Written request:
From the first line of the data below through the line bearing "import React from 'react';", reproduce each line exactly; do not include pictures.

------------------------

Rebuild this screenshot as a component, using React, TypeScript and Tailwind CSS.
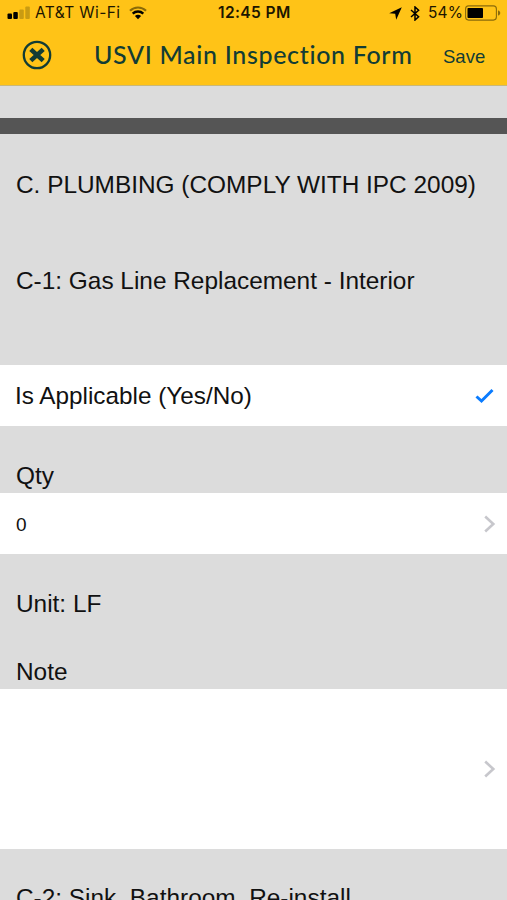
import React from 'react';

const Chevron: React.FC = () => (
    <svg width="12" height="18" viewBox="0 0 12 18" fill="none" stroke="#c7c7cc" strokeWidth="2.6">
        <path d="M1.2 1.5 L9.3 9 L1.2 16.5" />
    </svg>
);

const StatusBar: React.FC = () => (
    <div className="flex h-[26px] items-center pl-[7px] pr-[6px] font-['Inter',sans-serif] text-[15px] leading-[26px] text-[#1c1600]">
        <div className="flex w-[211px] items-center">
            <svg width="24" height="14" viewBox="0 0 24 14">
                <rect x="0.5" y="7.5" width="4.5" height="5.5" rx="1" fill="#000" />
                <rect x="6.3" y="6" width="4.5" height="7" rx="1" fill="#000" />
                <rect x="12.3" y="3.5" width="4.5" height="9.5" rx="1" fill="#c99b12" />
                <rect x="18.3" y="0.5" width="4.5" height="12.5" rx="1" fill="#c99b12" />
            </svg>
            <span className="ml-1 w-[86px] whitespace-nowrap text-[15.5px] tracking-[0.4px]">AT&amp;T Wi-Fi</span>
            <svg className="ml-2" width="18" height="14" viewBox="0 0 18 14" fill="none">
                <path d="M1 4.8 C5.5 0.4 12.5 0.4 17 4.8" stroke="#8a6a08" strokeWidth="2.2" />
                <path d="M3.7 7.6 C6.7 4.8 11.3 4.8 14.3 7.6" stroke="#000" strokeWidth="2.4" />
                <path d="M5.9 10 C7.7 8.4 10.3 8.4 12.1 10 L9 13.2 Z" fill="#000" />
            </svg>
        </div>
        <span className="w-[76px] whitespace-nowrap text-[15.5px] font-semibold tracking-[0.4px]">12:45 PM</span>
        <div className="ml-auto flex items-center">
            <svg width="13" height="13" viewBox="0 0 13 13" fill="#000">
                <path d="M12.8 0.2 L7.2 12.8 L6.2 6.8 L0.2 6.2 Z" />
            </svg>
            <svg className="ml-2" width="10" height="15" viewBox="0 0 10 15" fill="none" stroke="#000" strokeWidth="1.5">
                <path d="M1 4 L8.6 10.7 L5 14 V1 L8.6 4.3 L1 11" />
            </svg>
            <span className="ml-2 w-[35px] whitespace-nowrap text-[15.5px] tracking-[0.1px]">54%</span>
            <svg className="ml-[2px]" width="36" height="16" viewBox="0 0 36 16">
                <rect x="0.6" y="0.9" width="30.8" height="14.2" rx="3" fill="none" stroke="#8a6b0b" strokeWidth="1.1" />
                <rect x="2.5" y="3" width="15.5" height="10" rx="0.8" fill="#000" />
                <path d="M33 5.5 C36 6 36 10 33 10.5 Z" fill="#8a6b0b" />
            </svg>
        </div>
    </div>
);

const NavBar: React.FC = () => (
    <div className="flex h-[59px] items-center pb-[1px] text-[#123c35]">
        <button className="ml-[22px]" aria-label="Close">
            <svg width="30" height="30" viewBox="0 0 30 30" fill="none" stroke="currentColor">
                <circle cx="15" cy="15" r="13.2" strokeWidth="2.3" />
                <path d="M8.8 9.4 L21.2 20.6 M21.2 9.4 L8.8 20.6" strokeWidth="4.6" />
            </svg>
        </button>
        <h1 className="mb-[2px] ml-[42px] w-[320px] whitespace-nowrap font-['Lato',sans-serif] text-[25px] font-medium leading-[30px] tracking-[0.67px]">
            USVI Main Inspection Form
        </h1>
        <button className="ml-[29px] mt-1 text-[18.5px] leading-6">Save</button>
    </div>
);

const App: React.FC = () => {
    return (
        <div className="flex h-[900px] w-[507px] flex-col overflow-hidden bg-[#dcdcdc] font-['Liberation_Sans',Arial,sans-serif] text-[24.4px] leading-[30px] text-[#111]">
            <header className="h-[86px] shrink-0 border-b border-[#c9b879] bg-[#ffc317]">
                <StatusBar />
                <NavBar />
            </header>

            <div className="mt-8 h-4 shrink-0 bg-[#555]" />

            <section className="h-[231px] shrink-0 px-4 pt-9">
                <h2 className="whitespace-nowrap">C. PLUMBING (COMPLY WITH IPC 2009)</h2>
                <h3 className="mt-[66px] whitespace-nowrap">C-1: Gas Line Replacement - Interior</h3>
            </section>

            <div className="flex h-[61px] shrink-0 items-center justify-between bg-white pl-[15px] pr-[13px]">
                <span className="text-[24.3px]">Is Applicable (Yes/No)</span>
                <svg width="19" height="16" viewBox="0 0 19 16" fill="none" stroke="#0a7cff" strokeWidth="3">
                    <path d="M1.5 8.5 L6.5 13 L17.5 2" />
                </svg>
            </div>

            <div className="flex h-[67px] shrink-0 items-end px-4 pb-[2px]">Qty</div>
            <div className="flex h-[61px] shrink-0 items-center justify-between bg-white pl-4 pr-[11px]">
                <span className="pt-[2px] text-[19px]">0</span>
                <Chevron />
            </div>

            <section className="h-[135px] shrink-0 px-4 pt-[35px]">
                <p>Unit: LF</p>
                <p className="mt-[38px]">Note</p>
            </section>
            <div className="flex h-[160px] shrink-0 items-center justify-end bg-white pr-[11px]">
                <Chevron />
            </div>

            <h3 className="shrink-0 whitespace-nowrap px-4 pt-[34px]">C-2: Sink, Bathroom, Re-install</h3>
        </div>
    );
};

export default App;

------------------------

Reply:
Rebuild this screenshot as a component, using React, TypeScript and Tailwind CSS.
import React from 'react';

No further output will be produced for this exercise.